**Dataset content**
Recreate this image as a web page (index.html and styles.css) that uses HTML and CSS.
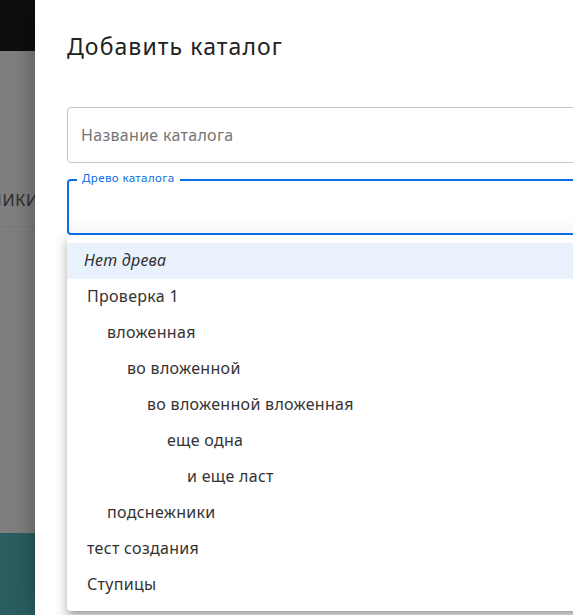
FILE: index.html
```html
<!DOCTYPE html>
<html lang="ru">
<head>
<meta charset="utf-8">
<link rel="stylesheet" href="styles.css">
</head>
<body>
<div class="page">
  <div class="backdrop">
    <div class="bd-top"></div>
    <div class="bd-mid">
      <div class="bd-tab"><span>ПОДСНЕЖНИКИ</span></div>
    </div>
    <div class="bd-bottom"></div>
  </div>
  <div class="drawer">
    <h1 class="title">Добавить каталог</h1>
    <div class="field">
      <span class="placeholder">Название каталога</span>
    </div>
    <div class="field focused">
      <span class="label">Древо каталога</span>
    </div>
    <ul class="menu">
      <li class="item selected"><em>Нет древа</em></li>
      <li class="item lvl0">Проверка 1</li>
      <li class="item lvl1">вложенная</li>
      <li class="item lvl2">во вложенной</li>
      <li class="item lvl3">во вложенной вложенная</li>
      <li class="item lvl4">еще одна</li>
      <li class="item lvl5">и еще ласт</li>
      <li class="item lvl1">подснежники</li>
      <li class="item lvl0">тест создания</li>
      <li class="item lvl0">Ступицы</li>
    </ul>
  </div>
</div>
</body>
</html>
```
FILE: styles.css
```css
* { box-sizing: border-box; }
html, body {
  margin: 0;
  padding: 0;
  width: 573px;
  height: 615px;
  overflow: hidden;
  font-family: "Noto Sans", "Open Sans", sans-serif;
}
.page {
  display: flex;
  width: 573px;
  height: 615px;
  overflow: hidden;
}
.backdrop {
  width: 35px;
  flex: none;
  display: flex;
  flex-direction: column;
  overflow: hidden;
}
.bd-top {
  height: 51px;
  background: #0e0e0e;
}
.bd-mid {
  flex: 1;
  background: #7f7f7f;
  padding-top: 124px;
}
.bd-tab {
  height: 52px;
  border-bottom: 1px solid #777777;
  display: flex;
  justify-content: flex-end;
  white-space: nowrap;
}
.bd-tab span {
  font-size: 16px;
  line-height: 50px;
  color: #2a2a2a;
  letter-spacing: 0.8px;
  margin-right: -4px;
}
.bd-bottom {
  height: 82px;
  background: #2b5e60;
}
.drawer {
  flex: none;
  width: 600px;
  background: #ffffff;
  padding: 29px 0 0 32px;
  box-shadow: 0 0 24px rgba(0,0,0,0.35);
  position: relative;
}
.title {
  margin: 0;
  font-weight: 400;
  font-size: 23px;
  line-height: 34px;
  color: #222222;
  letter-spacing: 1.1px;
}
.field {
  margin-top: 44px;
  width: 560px;
  height: 56px;
  border: 1px solid #c4c4c4;
  border-radius: 4px;
  padding-left: 13px;
  display: flex;
  align-items: center;
}
.placeholder {
  font-size: 16px;
  letter-spacing: 0.3px;
  color: #757575;
}
.field.focused {
  margin-top: 16px;
  border: 2px solid #0a6de6;
  padding-left: 12px;
  position: relative;
  background: linear-gradient(#ffffff 70%, #f6f6f6);
}
.label {
  position: absolute;
  top: -11px;
  left: 8px;
  padding: 0 5px;
  background: #ffffff;
  font-size: 11.5px;
  letter-spacing: 0.4px;
  line-height: 15px;
  color: #0a6de6;
}
.menu {
  list-style: none;
  margin: 0;
  padding: 8px 0 8px;
  width: 560px;
  background: #ffffff;
  border-radius: 4px;
  box-shadow: 0 5px 5px -3px rgba(0,0,0,0.2), 0 8px 10px 1px rgba(0,0,0,0.14), 0 3px 14px 2px rgba(0,0,0,0.12);
}
.item {
  height: 36px;
  line-height: 34px;
  font-size: 16px;
  letter-spacing: 0.3px;
  color: #333333;
  padding-left: 20px;
  white-space: nowrap;
}
.item.selected {
  background: #e9f1fc;
  padding-left: 17px;
}
.item em { font-style: italic; }
.lvl1 { padding-left: 40px; }
.lvl2 { padding-left: 60px; }
.lvl3 { padding-left: 80px; }
.lvl4 { padding-left: 100px; }
.lvl5 { padding-left: 120px; }
```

**What the exercise asks**
Your copy of the data should match it exactly, except that pictures are left out.

**Task result**
Recreate this image as a web page (index.html and styles.css) that uses HTML and CSS.
FILE: index.html
```html
<!DOCTYPE html>
<html lang="ru">
<head>
<meta charset="utf-8">
<link rel="stylesheet" href="styles.css">
</head>
<body>
<div class="page">
  <div class="backdrop">
    <div class="bd-top"></div>
    <div class="bd-mid">
      <div class="bd-tab"><span>ПОДСНЕЖНИКИ</span></div>
    </div>
    <div class="bd-bottom"></div>
  </div>
  <div class="drawer">
    <h1 class="title">Добавить каталог</h1>
    <div class="field">
      <span class="placeholder">Название каталога</span>
    </div>
    <div class="field focused">
      <span class="label">Древо каталога</span>
    </div>
    <ul class="menu">
      <li class="item selected"><em>Нет древа</em></li>
      <li class="item lvl0">Проверка 1</li>
      <li class="item lvl1">вложенная</li>
      <li class="item lvl2">во вложенной</li>
      <li class="item lvl3">во вложенной вложенная</li>
      <li class="item lvl4">еще одна</li>
      <li class="item lvl5">и еще ласт</li>
      <li class="item lvl1">подснежники</li>
      <li class="item lvl0">тест создания</li>
      <li class="item lvl0">Ступицы</li>
    </ul>
  </div>
</div>
</body>
</html>
```
FILE: styles.css
```css
* { box-sizing: border-box; }
html, body {
  margin: 0;
  padding: 0;
  width: 573px;
  height: 615px;
  overflow: hidden;
  font-family: "Noto Sans", "Open Sans", sans-serif;
}
.page {
  display: flex;
  width: 573px;
  height: 615px;
  overflow: hidden;
}
.backdrop {
  width: 35px;
  flex: none;
  display: flex;
  flex-direction: column;
  overflow: hidden;
}
.bd-top {
  height: 51px;
  background: #0e0e0e;
}
.bd-mid {
  flex: 1;
  background: #7f7f7f;
  padding-top: 124px;
}
.bd-tab {
  height: 52px;
  border-bottom: 1px solid #777777;
  display: flex;
  justify-content: flex-end;
  white-space: nowrap;
}
.bd-tab span {
  font-size: 16px;
  line-height: 50px;
  color: #2a2a2a;
  letter-spacing: 0.8px;
  margin-right: -4px;
}
.bd-bottom {
  height: 82px;
  background: #2b5e60;
}
.drawer {
  flex: none;
  width: 600px;
  background: #ffffff;
  padding: 29px 0 0 32px;
  box-shadow: 0 0 24px rgba(0,0,0,0.35);
  position: relative;
}
.title {
  margin: 0;
  font-weight: 400;
  font-size: 23px;
  line-height: 34px;
  color: #222222;
  letter-spacing: 1.1px;
}
.field {
  margin-top: 44px;
  width: 560px;
  height: 56px;
  border: 1px solid #c4c4c4;
  border-radius: 4px;
  padding-left: 13px;
  display: flex;
  align-items: center;
}
.placeholder {
  font-size: 16px;
  letter-spacing: 0.3px;
  color: #757575;
}
.field.focused {
  margin-top: 16px;
  border: 2px solid #0a6de6;
  padding-left: 12px;
  position: relative;
  background: linear-gradient(#ffffff 70%, #f6f6f6);
}
.label {
  position: absolute;
  top: -11px;
  left: 8px;
  padding: 0 5px;
  background: #ffffff;
  font-size: 11.5px;
  letter-spacing: 0.4px;
  line-height: 15px;
  color: #0a6de6;
}
.menu {
  list-style: none;
  margin: 0;
  padding: 8px 0 8px;
  width: 560px;
  background: #ffffff;
  border-radius: 4px;
  box-shadow: 0 5px 5px -3px rgba(0,0,0,0.2), 0 8px 10px 1px rgba(0,0,0,0.14), 0 3px 14px 2px rgba(0,0,0,0.12);
}
.item {
  height: 36px;
  line-height: 34px;
  font-size: 16px;
  letter-spacing: 0.3px;
  color: #333333;
  padding-left: 20px;
  white-space: nowrap;
}
.item.selected {
  background: #e9f1fc;
  padding-left: 17px;
}
.item em { font-style: italic; }
.lvl1 { padding-left: 40px; }
.lvl2 { padding-left: 60px; }
.lvl3 { padding-left: 80px; }
.lvl4 { padding-left: 100px; }
.lvl5 { padding-left: 120px; }
```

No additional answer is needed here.